In May I received my review copy of “The Republican Party of Texas” by Wayne Thorburn the day after Gov. Greg Abbott signed Senate Bill 8, otherwise known as “the Heartbeat Bill” banning abortion as early as six weeks. Feeling the heavy weight of the book in my hand, I hoped that Thorburn might provide some historical insights into why Texas Republicans — who value things such as private property, free enterprise and limited government — have no qualms about obstructing my right to choose what happens to my body.
As a transplant from Seattle, who’s lived in Austin for six years, I no longer see Texas’ capitol city as a “keepin’ it weird” liberal enclave — a Portland without the mountains—because I can walk three blocks in my neighborhood and see a red handmade sign that says Trump 2024. Amidst Austin’s current population growth spurt, I see a city scrambling to find its identity. I feel as though I’m scrambling, too, to understand my place in a red state that is deeply opposed to the equitable treatment of BIPOC and LGBTQ+ communities.

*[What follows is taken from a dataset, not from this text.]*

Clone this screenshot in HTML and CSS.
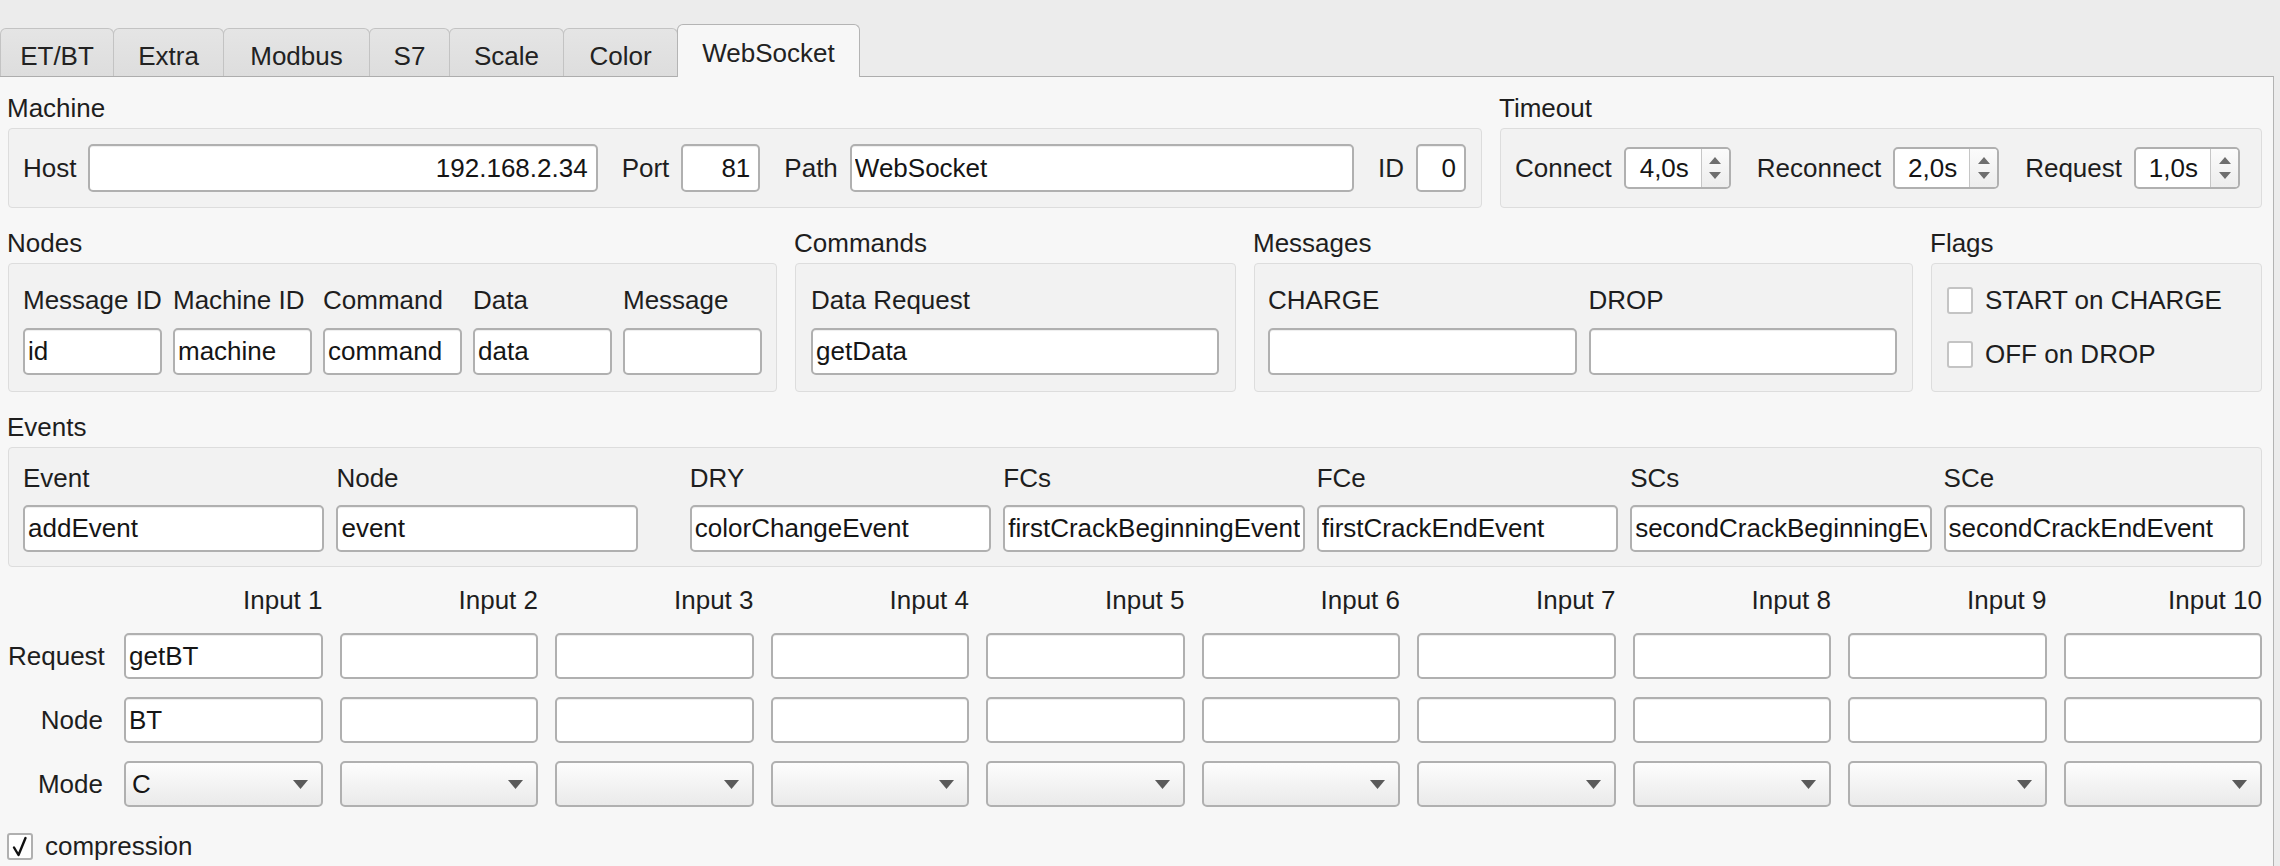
FILE: index.html
```html
<!DOCTYPE html>
<html lang="en">
<head>
<meta charset="utf-8">
<title>WebSocket</title>
<link rel="stylesheet" href="styles.css">
</head>
<body>
<div class="window">
  <div class="tabbar">
    <div class="tab w-etbt">ET/BT</div>
    <div class="tab w-extra">Extra</div>
    <div class="tab w-modbus">Modbus</div>
    <div class="tab w-s7">S7</div>
    <div class="tab w-scale">Scale</div>
    <div class="tab w-color">Color</div>
    <div class="tab active w-ws">WebSocket</div>
  </div>
  <div class="pane">
    <div class="row row1">
      <section class="sec sec-machine">
        <div class="group-title">Machine</div>
        <div class="box box-machine">
          <span class="lbl">Host</span>
          <input class="field f-host right" type="text" value="192.168.2.34" readonly>
          <span class="lbl pair">Port</span>
          <input class="field f-port right" type="text" value="81" readonly>
          <span class="lbl pair">Path</span>
          <input class="field f-path" type="text" value="WebSocket" readonly>
          <span class="lbl pair">ID</span>
          <input class="field f-id right" type="text" value="0" readonly>
        </div>
      </section>
      <section class="sec sec-timeout">
        <div class="group-title">Timeout</div>
        <div class="box box-timeout">
          <span class="lbl">Connect</span>
          <div class="spin s-connect"><span class="spin-val">4,0s</span><span class="spin-btn"><svg width="12" height="22" viewBox="0 0 12 22"><path d="M0 7L6 0L12 7Z M0 15L6 22L12 15Z" fill="#6e6e6e"/></svg></span></div>
          <span class="lbl pair">Reconnect</span>
          <div class="spin"><span class="spin-val">2,0s</span><span class="spin-btn"><svg width="12" height="22" viewBox="0 0 12 22"><path d="M0 7L6 0L12 7Z M0 15L6 22L12 15Z" fill="#6e6e6e"/></svg></span></div>
          <span class="lbl pair">Request</span>
          <div class="spin"><span class="spin-val">1,0s</span><span class="spin-btn"><svg width="12" height="22" viewBox="0 0 12 22"><path d="M0 7L6 0L12 7Z M0 15L6 22L12 15Z" fill="#6e6e6e"/></svg></span></div>
        </div>
      </section>
    </div>

    <div class="row row2">
      <section class="sec sec-nodes">
        <div class="group-title">Nodes</div>
        <div class="box box-nodes">
          <span class="cap">Message ID</span>
          <span class="cap">Machine ID</span>
          <span class="cap">Command</span>
          <span class="cap">Data</span>
          <span class="cap">Message</span>
          <input class="field" type="text" value="id" readonly>
          <input class="field" type="text" value="machine" readonly>
          <input class="field" type="text" value="command" readonly>
          <input class="field" type="text" value="data" readonly>
          <input class="field" type="text" value="" readonly>
        </div>
      </section>
      <section class="sec sec-commands">
        <div class="group-title">Commands</div>
        <div class="box box-commands">
          <span class="cap">Data Request</span>
          <input class="field" type="text" value="getData" readonly>
        </div>
      </section>
      <section class="sec sec-messages">
        <div class="group-title">Messages</div>
        <div class="box box-messages">
          <span class="cap">CHARGE</span>
          <span class="cap">DROP</span>
          <input class="field" type="text" value="" readonly>
          <input class="field" type="text" value="" readonly>
        </div>
      </section>
      <section class="sec sec-flags">
        <div class="group-title">Flags</div>
        <div class="box box-flags">
          <div class="check-row"><span class="checkbox"></span><span>START on CHARGE</span></div>
          <div class="check-row second"><span class="checkbox"></span><span>OFF on DROP</span></div>
        </div>
      </section>
    </div>

    <div class="row row3">
      <section class="sec sec-events">
        <div class="group-title">Events</div>
        <div class="box box-events">
          <span class="cap">Event</span>
          <span class="cap">Node</span>
          <span class="cap after-gap">DRY</span>
          <span class="cap">FCs</span>
          <span class="cap">FCe</span>
          <span class="cap">SCs</span>
          <span class="cap">SCe</span>
          <input class="field" type="text" value="addEvent" readonly>
          <input class="field" type="text" value="event" readonly>
          <input class="field after-gap" type="text" value="colorChangeEvent" readonly>
          <input class="field" type="text" value="firstCrackBeginningEvent" readonly>
          <input class="field" type="text" value="firstCrackEndEvent" readonly>
          <input class="field" type="text" value="secondCrackBeginningEvent" readonly>
          <input class="field" type="text" value="secondCrackEndEvent" readonly>
        </div>
      </section>
    </div>

    <div class="inputs">
      <span></span>
      <span class="head">Input 1</span>
      <span class="head">Input 2</span>
      <span class="head">Input 3</span>
      <span class="head">Input 4</span>
      <span class="head">Input 5</span>
      <span class="head">Input 6</span>
      <span class="head">Input 7</span>
      <span class="head">Input 8</span>
      <span class="head">Input 9</span>
      <span class="head">Input 10</span>

      <span class="rowlbl">Request</span>
      <input class="field" type="text" value="getBT" readonly>
      <input class="field" type="text" value="" readonly>
      <input class="field" type="text" value="" readonly>
      <input class="field" type="text" value="" readonly>
      <input class="field" type="text" value="" readonly>
      <input class="field" type="text" value="" readonly>
      <input class="field" type="text" value="" readonly>
      <input class="field" type="text" value="" readonly>
      <input class="field" type="text" value="" readonly>
      <input class="field" type="text" value="" readonly>

      <span class="rowlbl">Node</span>
      <input class="field" type="text" value="BT" readonly>
      <input class="field" type="text" value="" readonly>
      <input class="field" type="text" value="" readonly>
      <input class="field" type="text" value="" readonly>
      <input class="field" type="text" value="" readonly>
      <input class="field" type="text" value="" readonly>
      <input class="field" type="text" value="" readonly>
      <input class="field" type="text" value="" readonly>
      <input class="field" type="text" value="" readonly>
      <input class="field" type="text" value="" readonly>

      <span class="rowlbl">Mode</span>
      <div class="combo"><span>C</span><svg width="15" height="9" viewBox="0 0 15 9"><path d="M0 0H15L7.5 9Z" fill="#5a5a5a"/></svg></div>
      <div class="combo"><span></span><svg width="15" height="9" viewBox="0 0 15 9"><path d="M0 0H15L7.5 9Z" fill="#5a5a5a"/></svg></div>
      <div class="combo"><span></span><svg width="15" height="9" viewBox="0 0 15 9"><path d="M0 0H15L7.5 9Z" fill="#5a5a5a"/></svg></div>
      <div class="combo"><span></span><svg width="15" height="9" viewBox="0 0 15 9"><path d="M0 0H15L7.5 9Z" fill="#5a5a5a"/></svg></div>
      <div class="combo"><span></span><svg width="15" height="9" viewBox="0 0 15 9"><path d="M0 0H15L7.5 9Z" fill="#5a5a5a"/></svg></div>
      <div class="combo"><span></span><svg width="15" height="9" viewBox="0 0 15 9"><path d="M0 0H15L7.5 9Z" fill="#5a5a5a"/></svg></div>
      <div class="combo"><span></span><svg width="15" height="9" viewBox="0 0 15 9"><path d="M0 0H15L7.5 9Z" fill="#5a5a5a"/></svg></div>
      <div class="combo"><span></span><svg width="15" height="9" viewBox="0 0 15 9"><path d="M0 0H15L7.5 9Z" fill="#5a5a5a"/></svg></div>
      <div class="combo"><span></span><svg width="15" height="9" viewBox="0 0 15 9"><path d="M0 0H15L7.5 9Z" fill="#5a5a5a"/></svg></div>
      <div class="combo"><span></span><svg width="15" height="9" viewBox="0 0 15 9"><path d="M0 0H15L7.5 9Z" fill="#5a5a5a"/></svg></div>
    </div>

    <div class="check-row compression">
      <span class="checkbox checked"><svg width="22" height="23" viewBox="0 0 22 23"><path d="M5 12.5L9.5 20L16.5 3" fill="none" stroke="#111" stroke-width="2.4" stroke-linecap="round" stroke-linejoin="round"/></svg></span>
      <span>compression</span>
    </div>
  </div>
</div>
</body>
</html>
```

FILE: styles.css
```css
html, body {
  margin: 0;
  padding: 0;
}

body {
  background: #ececec;
  font-family: "Liberation Sans", Arial, Helvetica, sans-serif;
  font-size: 26px;
  color: #1e1e1e;
}

.window {
  width: 2280px;
  height: 866px;
  overflow: hidden;
}

/* ---------- tabs ---------- */
.tabbar {
  height: 76px;
  display: flex;
  align-items: flex-end;
}

.tab {
  box-sizing: border-box;
  height: 48px;
  padding-top: 6px;
  line-height: 42px;
  text-align: center;
  white-space: nowrap;
  background: linear-gradient(#e5e5e5, #dddddd);
  border: 1px solid #c3c3c3;
  border-bottom: none;
  border-radius: 6px 6px 0 0;
  margin-right: -1px;
  color: #222;
}

.tab.active {
  height: 53px;
  padding-top: 7px;
  background: #f7f7f7;
  border-color: #b4b4b4;
  margin-bottom: -1px;
  position: relative;
  z-index: 1;
}

.w-etbt { width: 114px; }
.w-extra { width: 111px; }
.w-modbus { width: 147px; }
.w-s7 { width: 81px; }
.w-scale { width: 115px; }
.w-color { width: 115px; }
.w-ws { width: 183px; }

/* ---------- pane ---------- */
.pane {
  box-sizing: border-box;
  width: 2274px;
  height: 790px;
  background: #f7f7f7;
  border-top: 1px solid #adadad;
  border-right: 1px solid #b3b3b3;
  padding: 16px 11px 0 8px;
}

.row {
  display: flex;
  gap: 18px;
}

.row2 { margin-top: 20px; }
.row3 { margin-top: 20px; }

.sec {
  display: flex;
  flex-direction: column;
}

.group-title {
  height: 30px;
  line-height: 30px;
  margin-left: -1px;
  margin-bottom: 5px;
  white-space: nowrap;
}

.box {
  box-sizing: border-box;
  flex: 1 0 auto;
  background: #f2f2f2;
  border: 1px solid #dddddd;
  border-radius: 4px;
}

.lbl {
  white-space: nowrap;
  margin-right: 12px;
}

.lbl.pair {
  margin-left: 24px;
}

.cap {
  height: 30px;
  line-height: 30px;
  white-space: nowrap;
}

/* ---------- fields ---------- */
.field {
  box-sizing: border-box;
  display: block;
  width: 100%;
  min-width: 0;
  height: 47px;
  margin: 0;
  padding: 0 3px;
  border: 2px solid #b0b0b0;
  border-radius: 5px;
  background: #ffffff;
  box-shadow: inset 0 2px 1px -1px rgba(0, 0, 0, 0.07);
  font-family: inherit;
  font-size: 26px;
  color: #151515;
  outline: none;
}

.field.right {
  text-align: right;
  padding-right: 8px;
}

/* ---------- row 1 ---------- */
.sec-machine { width: 1474px; }
.sec-timeout { flex: 1; }

.box-machine {
  height: 80px;
  display: flex;
  align-items: center;
  padding: 0 15px 0 14px;
}

.box-machine .field { height: 48px; }
.f-host { flex: 1; }
.f-path { flex: 1; }
.f-port { width: 79px; }
.f-id { width: 50px; }

.box-timeout {
  height: 80px;
  display: flex;
  align-items: center;
  padding: 0 16px 0 14px;
}

.box-timeout .lbl.pair { margin-left: 26px; }

.spin {
  box-sizing: border-box;
  display: flex;
  width: 106px;
  height: 42px;
  border: 2px solid #b0b0b0;
  border-radius: 5px;
  background: #ffffff;
  overflow: hidden;
}

.spin.s-connect { width: 107px; }

.spin-val {
  flex: 1;
  text-align: right;
  padding-right: 12px;
  line-height: 38px;
  color: #151515;
}

.spin-btn {
  width: 27px;
  border-left: 1px solid #c6c6c6;
  background: linear-gradient(#fbfbfb, #ededed);
  display: flex;
  align-items: center;
  justify-content: center;
}

/* ---------- row 2 ---------- */
.sec-nodes { width: 769px; }
.sec-commands { width: 441px; }
.sec-messages { width: 659px; }
.sec-flags { flex: 1; }

.box-nodes,
.box-commands,
.box-messages {
  display: grid;
  grid-template-rows: 30px 47px;
  row-gap: 13px;
  align-content: start;
}

.box-nodes {
  grid-template-columns: repeat(5, 1fr);
  column-gap: 11px;
  padding: 21px 14px 16px 14px;
}

.box-commands {
  grid-template-columns: 1fr;
  padding: 21px 16px 16px 15px;
}

.box-messages {
  grid-template-columns: 1fr 1fr;
  column-gap: 12px;
  padding: 21px 15px 16px 13px;
}

.box-flags {
  display: flex;
  flex-direction: column;
  padding: 21px 8px 16px 15px;
}

.check-row {
  display: flex;
  align-items: center;
  gap: 12px;
  height: 30px;
  white-space: nowrap;
}

.check-row.second { margin-top: 24px; }

.checkbox {
  box-sizing: border-box;
  width: 26px;
  height: 27px;
  flex: none;
  background: #ffffff;
  border: 2px solid #c4c4c4;
  border-radius: 3px;
  display: flex;
  align-items: center;
  justify-content: center;
}

.checkbox.checked {
  border-color: #b0b0b0;
}

/* ---------- row 3 ---------- */
.sec-events { flex: 1; }

.box-events {
  display: grid;
  grid-template-columns: 1fr 1fr 28px 1fr 1fr 1fr 1fr 1fr;
  grid-template-rows: 30px 47px;
  column-gap: 12px;
  row-gap: 12px;
  padding: 15px 16px 14px 14px;
}

.box-events .after-gap { grid-column-start: 4; }

/* ---------- inputs grid ---------- */
.inputs {
  margin-top: 19px;
  display: grid;
  grid-template-columns: 99px repeat(10, 1fr);
  grid-template-rows: 29px 46px 46px 46px;
  column-gap: 17px;
  row-gap: 18px;
}

.inputs .field { height: 46px; }

.head {
  text-align: right;
  line-height: 29px;
  white-space: nowrap;
}

.rowlbl {
  text-align: right;
  padding-right: 4px;
  line-height: 46px;
  white-space: nowrap;
}

.combo {
  box-sizing: border-box;
  height: 46px;
  display: flex;
  align-items: center;
  justify-content: space-between;
  padding: 0 13px 0 6px;
  border: 2px solid #b0b0b0;
  border-radius: 5px;
  background: linear-gradient(#fdfdfd, #eaeaea);
  color: #151515;
}

.compression {
  margin-top: 24px;
  margin-left: -1px;
}
```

In selecting the book, I wanted to know how Texas’ particular brand of Republicanism has developed over time and what the GOP’s future looks like. Thorburn’s book starts in the 19th century and leads up to today. In presenting a long timeline with pivotal turning points, he offers a panoramic view of Lone Star politics. The former executive director of the Republican Party of Texas, Thorburn aims for a deeply-researched take on how Republicans were for a long time the underdogs, striving for a definitive “two-party” state until they gained dominance.
Yet from page one, I didn’t trust that I was getting the full picture and was sometimes taken aback by the language. Take for instance the sentence: “When the Confederacy fell and the Union was preserved, these Unionist were to temporarily play important roles in the reconstruction of civil government in Texas in the creation of the Republican Party.” What trips me up is the verb “fell” — to my eye, it has air of wistful nostalgia. More unsettling to me is it sidesteps permanent defeat. To fall leaves the potential to get back up again.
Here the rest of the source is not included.